A commitment to photovoltaic (PV) technology has helped New Jersey reduce carbon emissions, create jobs, and lower electricity bills. Yet despite its impressive track record in New Jersey, distributed solar PV proved vulnerable when it was most needed – during an historic electricity outage in the wake of Superstorm Sandy. With another hurricane season upon us, it’s a good time to look at ways solar can be utilized when the grid fails.
An unfortunate reality
When Superstorm Sandy hit, residential and commercial PV owners were frustrated upon realizing that their solar panels were rendered useless without a functioning central grid, even when the sun was shining brightly.
Generators powered by fossil fuels don’t necessarily hold up any better in the wake of a devastating storm. They certainly can perform as true emergency workhorses if they reach hard-hit areas. But they are noisy, polluting and, unlike solar, dependent on fuel, which in the wake of Sandy quickly became hard to find and expensive.
It is a common belief that simply installing solar panels is enough to keep the lights on during a blackout, but the truth is the majority of PV systems today lose all functionality when the grid goes down. Currently, most on-site PV systems are so-called “grid-tied systems” that interact with the wider utility grid through an inverter. While it’s commonly understood that the grid supplies and absorbs excess energy from the PV system, it is less commonly known that it also serves the critical function of balancing the output of the PV system. More specifically, the PV system and inverter rely on the electric grid to constantly maintain voltage and frequency within appropriate limits as sunlight intensity fluctuates throughout the day.
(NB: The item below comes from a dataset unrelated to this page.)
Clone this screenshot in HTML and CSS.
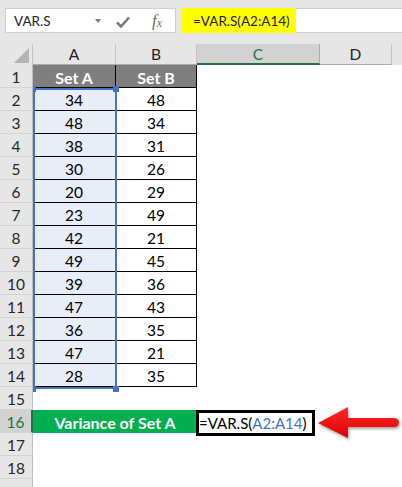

When the grid operates normally, this is an economic and clean way to help power a home or business. But when the grid fails, grid-tied systems automatically shut down and effectively disconnect from the grid. This design feature of the energy inverter is in compliance with a national safety standard that prevents power from being fed back into the grid when it is down and is aimed at protecting against dangerous voltage surges. Newer, specialized inverters can remain functional without violating this safety standard. The true challenge in sustaining a reliable power supply therefore lies in the need for a power buffer that balances the varying amounts of electricity produced by PV systems when grid power is not available to serve that role.
A bright light in the dark
The good news is that there are several opportunities for solar to provide greater power resiliency. One relative low-cost solution is to upgrade to an inverter that can provide limited emergency power (up to 1,500 watts) to a dedicated power outlet when the sun is shining.
For those looking to power more than a few lights and cell phones during day and night time, battery storage is a common solution. Depending on the size of the battery, this set-up allows the PV system to function as a backup electricity source for crucial circuits, such as lights, fans, basic communication devices, and perhaps a refrigerator. Powering such essential loads can be especially beneficial to critical infrastructure, such as community centers and fire houses. Battery-backed PV combinations, however, come with considerable additional costs. Rebates, such as California’s Self-Generation Incentive Program, can help reduce such costs by providing rebates to small, behind-the-meter storage.
New Jersey is currently developing a straw proposal for its first energy storage incentive program, a promising step toward making solar PV more resilient and affordable. Low-interest loans through the state’s recently announced Energy Resiliency Bank are yet another way to unlock solar PV’s resiliency potential.
Sandy did highlight vulnerabilities in today’s electricity system but it also spurred interest in innovative technologies and new financing mechanisms that advance resiliency. With more frequent and severe weather events on the horizon, it is crucial that this momentum be sustained so that New Jersey’s impressive solar capacity can be utilized when it is most needed.